On the basis of the information available, the Board of Statutory Auditors considers that the principles set out in the Remuneration Report are not inconsistent with the corporate objectives, strategies and policies of prudent risk management.
The Board of Statutory Auditors is not aware, in addition to that which has already been discussed earlier, of facts or details that need to be communicated to the Shareholders' Meeting. The Board of Statutory Auditors did not receive, during the year 2017, any complaints from shareholders pursuant to art. 2408 of the Italian Civil Code.
In the course of the activity performed and on the basis of the information obtained, no omissions, reprehensible facts, irregularities or in any case other significant circumstances were detected that would require reporting to the Supervisory Authorities or mention in this report.

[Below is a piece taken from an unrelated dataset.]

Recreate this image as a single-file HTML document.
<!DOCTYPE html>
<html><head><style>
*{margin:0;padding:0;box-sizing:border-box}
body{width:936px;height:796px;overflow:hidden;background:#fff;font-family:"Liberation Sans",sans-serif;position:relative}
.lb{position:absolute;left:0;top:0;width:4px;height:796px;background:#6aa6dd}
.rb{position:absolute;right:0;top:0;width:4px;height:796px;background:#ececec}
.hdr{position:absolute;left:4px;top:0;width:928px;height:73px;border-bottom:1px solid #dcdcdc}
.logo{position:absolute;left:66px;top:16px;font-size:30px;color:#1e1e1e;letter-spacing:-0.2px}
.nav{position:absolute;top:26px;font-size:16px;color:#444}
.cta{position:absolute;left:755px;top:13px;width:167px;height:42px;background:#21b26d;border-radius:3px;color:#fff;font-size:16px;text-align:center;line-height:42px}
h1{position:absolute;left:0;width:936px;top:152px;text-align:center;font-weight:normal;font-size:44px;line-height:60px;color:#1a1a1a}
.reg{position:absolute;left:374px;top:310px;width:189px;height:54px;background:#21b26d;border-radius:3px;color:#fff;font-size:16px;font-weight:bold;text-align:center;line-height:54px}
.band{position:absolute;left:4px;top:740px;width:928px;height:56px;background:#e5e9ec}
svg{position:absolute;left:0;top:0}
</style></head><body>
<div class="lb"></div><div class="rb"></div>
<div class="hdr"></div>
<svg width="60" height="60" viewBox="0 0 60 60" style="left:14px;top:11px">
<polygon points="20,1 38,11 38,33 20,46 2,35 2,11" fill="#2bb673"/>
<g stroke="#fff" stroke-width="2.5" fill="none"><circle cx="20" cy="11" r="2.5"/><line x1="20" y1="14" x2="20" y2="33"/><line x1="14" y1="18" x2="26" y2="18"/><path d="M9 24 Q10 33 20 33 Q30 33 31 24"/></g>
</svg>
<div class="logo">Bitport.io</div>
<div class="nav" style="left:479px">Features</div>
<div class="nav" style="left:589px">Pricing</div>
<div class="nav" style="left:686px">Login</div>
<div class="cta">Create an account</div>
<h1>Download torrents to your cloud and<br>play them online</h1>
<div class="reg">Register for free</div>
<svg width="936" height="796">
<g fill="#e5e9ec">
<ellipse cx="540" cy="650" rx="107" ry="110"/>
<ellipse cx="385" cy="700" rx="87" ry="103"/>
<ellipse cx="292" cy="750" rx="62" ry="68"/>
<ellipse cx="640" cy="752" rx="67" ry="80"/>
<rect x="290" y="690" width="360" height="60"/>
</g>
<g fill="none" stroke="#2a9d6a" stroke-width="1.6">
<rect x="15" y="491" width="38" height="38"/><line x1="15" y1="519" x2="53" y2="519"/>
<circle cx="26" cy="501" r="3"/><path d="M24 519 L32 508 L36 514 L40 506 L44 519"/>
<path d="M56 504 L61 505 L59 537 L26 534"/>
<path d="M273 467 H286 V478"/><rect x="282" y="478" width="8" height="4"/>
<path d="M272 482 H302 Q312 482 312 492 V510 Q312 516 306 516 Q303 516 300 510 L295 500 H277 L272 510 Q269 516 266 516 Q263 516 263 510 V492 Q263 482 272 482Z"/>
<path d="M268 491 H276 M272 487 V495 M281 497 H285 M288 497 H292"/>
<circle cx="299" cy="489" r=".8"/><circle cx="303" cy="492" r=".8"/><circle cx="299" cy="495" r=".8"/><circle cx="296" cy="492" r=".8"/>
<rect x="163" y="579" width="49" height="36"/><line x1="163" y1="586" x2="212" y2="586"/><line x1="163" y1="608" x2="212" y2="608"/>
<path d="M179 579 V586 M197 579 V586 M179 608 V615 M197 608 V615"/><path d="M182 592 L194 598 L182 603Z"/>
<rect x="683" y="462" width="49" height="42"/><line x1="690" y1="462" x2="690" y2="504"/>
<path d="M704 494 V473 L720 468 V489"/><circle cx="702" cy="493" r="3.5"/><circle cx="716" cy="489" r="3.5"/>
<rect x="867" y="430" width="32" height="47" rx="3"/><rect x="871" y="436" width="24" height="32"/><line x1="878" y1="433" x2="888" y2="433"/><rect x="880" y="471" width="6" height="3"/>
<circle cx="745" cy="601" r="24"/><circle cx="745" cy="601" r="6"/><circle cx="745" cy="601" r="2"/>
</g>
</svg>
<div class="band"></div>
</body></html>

In conclusion, the Board of Statutory Auditors - taking into account the specific tasks conferred to the external auditing firm regarding auditing of the accounts and of the reliability of the financial statements - issued its opinion without qualifications, and in light of the claims issued pursuant to art. 154 bis of Legislative Decree 58/1998 by the Officer appointed to prepare the accounts and the corporate documents and by the CEO, has no comments to make to the Shareholders' Meeting, pursuant to art. 153 of the Consolidated Law on Finance, concerning the approval of the financial statements for the year to 31 December 2017, accompanied by the Management Report, as presented by the Board of Directors, and therefore has no objections to the approval of the financial statements, to the proposed allocation of the operating profit or to distribution of the dividends.

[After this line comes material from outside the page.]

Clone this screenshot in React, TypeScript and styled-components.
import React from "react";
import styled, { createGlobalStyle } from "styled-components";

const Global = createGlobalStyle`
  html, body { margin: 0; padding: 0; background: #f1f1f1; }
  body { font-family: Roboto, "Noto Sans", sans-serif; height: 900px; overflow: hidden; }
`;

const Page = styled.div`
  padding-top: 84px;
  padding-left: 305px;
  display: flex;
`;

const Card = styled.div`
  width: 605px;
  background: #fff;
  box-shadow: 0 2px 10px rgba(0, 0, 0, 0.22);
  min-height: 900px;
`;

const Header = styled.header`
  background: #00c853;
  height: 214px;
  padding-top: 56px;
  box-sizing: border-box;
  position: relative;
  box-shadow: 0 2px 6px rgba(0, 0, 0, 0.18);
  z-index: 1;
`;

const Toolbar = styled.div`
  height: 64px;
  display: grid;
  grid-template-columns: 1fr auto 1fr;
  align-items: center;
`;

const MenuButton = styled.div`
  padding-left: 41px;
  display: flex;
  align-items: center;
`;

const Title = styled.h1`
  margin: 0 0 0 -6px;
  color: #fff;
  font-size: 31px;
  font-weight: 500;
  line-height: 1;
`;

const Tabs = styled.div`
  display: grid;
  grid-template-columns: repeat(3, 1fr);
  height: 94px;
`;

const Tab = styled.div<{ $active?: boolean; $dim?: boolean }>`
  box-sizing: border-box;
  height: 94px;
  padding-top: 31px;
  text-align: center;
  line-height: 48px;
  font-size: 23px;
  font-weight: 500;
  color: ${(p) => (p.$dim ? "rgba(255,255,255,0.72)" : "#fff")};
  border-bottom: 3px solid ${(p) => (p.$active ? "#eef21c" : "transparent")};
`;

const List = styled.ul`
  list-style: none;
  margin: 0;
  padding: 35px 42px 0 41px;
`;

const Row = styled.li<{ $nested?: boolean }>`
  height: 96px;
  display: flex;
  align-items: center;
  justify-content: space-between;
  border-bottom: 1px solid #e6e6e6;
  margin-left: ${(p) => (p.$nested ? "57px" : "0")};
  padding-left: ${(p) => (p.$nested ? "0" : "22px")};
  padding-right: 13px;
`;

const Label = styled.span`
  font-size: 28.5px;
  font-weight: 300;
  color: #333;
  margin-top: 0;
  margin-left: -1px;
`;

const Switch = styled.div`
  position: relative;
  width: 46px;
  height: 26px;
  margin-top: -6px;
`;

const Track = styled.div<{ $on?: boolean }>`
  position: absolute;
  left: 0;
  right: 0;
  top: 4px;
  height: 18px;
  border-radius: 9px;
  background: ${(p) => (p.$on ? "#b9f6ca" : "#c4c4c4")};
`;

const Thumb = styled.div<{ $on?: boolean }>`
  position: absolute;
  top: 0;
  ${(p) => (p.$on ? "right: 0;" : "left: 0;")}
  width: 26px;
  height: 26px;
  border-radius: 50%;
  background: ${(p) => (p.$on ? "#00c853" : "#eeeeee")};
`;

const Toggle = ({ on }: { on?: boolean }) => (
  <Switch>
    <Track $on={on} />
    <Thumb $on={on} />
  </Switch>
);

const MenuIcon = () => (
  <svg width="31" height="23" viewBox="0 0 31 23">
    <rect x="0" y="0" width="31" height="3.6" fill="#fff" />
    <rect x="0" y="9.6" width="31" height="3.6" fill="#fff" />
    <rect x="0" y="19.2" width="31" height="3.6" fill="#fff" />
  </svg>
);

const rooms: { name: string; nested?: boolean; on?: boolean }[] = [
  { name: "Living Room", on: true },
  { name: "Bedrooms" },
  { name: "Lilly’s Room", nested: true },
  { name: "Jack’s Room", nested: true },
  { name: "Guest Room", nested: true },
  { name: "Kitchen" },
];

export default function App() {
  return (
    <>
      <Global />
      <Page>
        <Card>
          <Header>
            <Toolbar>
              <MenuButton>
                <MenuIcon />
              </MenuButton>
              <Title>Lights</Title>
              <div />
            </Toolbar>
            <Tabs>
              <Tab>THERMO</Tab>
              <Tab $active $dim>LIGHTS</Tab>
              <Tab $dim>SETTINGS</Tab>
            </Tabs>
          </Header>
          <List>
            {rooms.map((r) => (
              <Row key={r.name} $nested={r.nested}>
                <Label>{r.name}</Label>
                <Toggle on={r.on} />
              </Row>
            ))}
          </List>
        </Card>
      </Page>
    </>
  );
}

Venice - Mestre, 16 March 2018
For the Board of Statutory Auditors The Chairman
Giacomo Bugna
This report has been translated into the English language solely for the convenience of international readers.
The attached report of the independent auditors and the consolidated financial statements, to which the report refers, conform to those which will be deposited at the registered office of Banca IFIS S.p.A. and published pursuant to the law; subsequent to the date of the report, EY S.p.A. did not carry out any audit work aimed at updating its contents.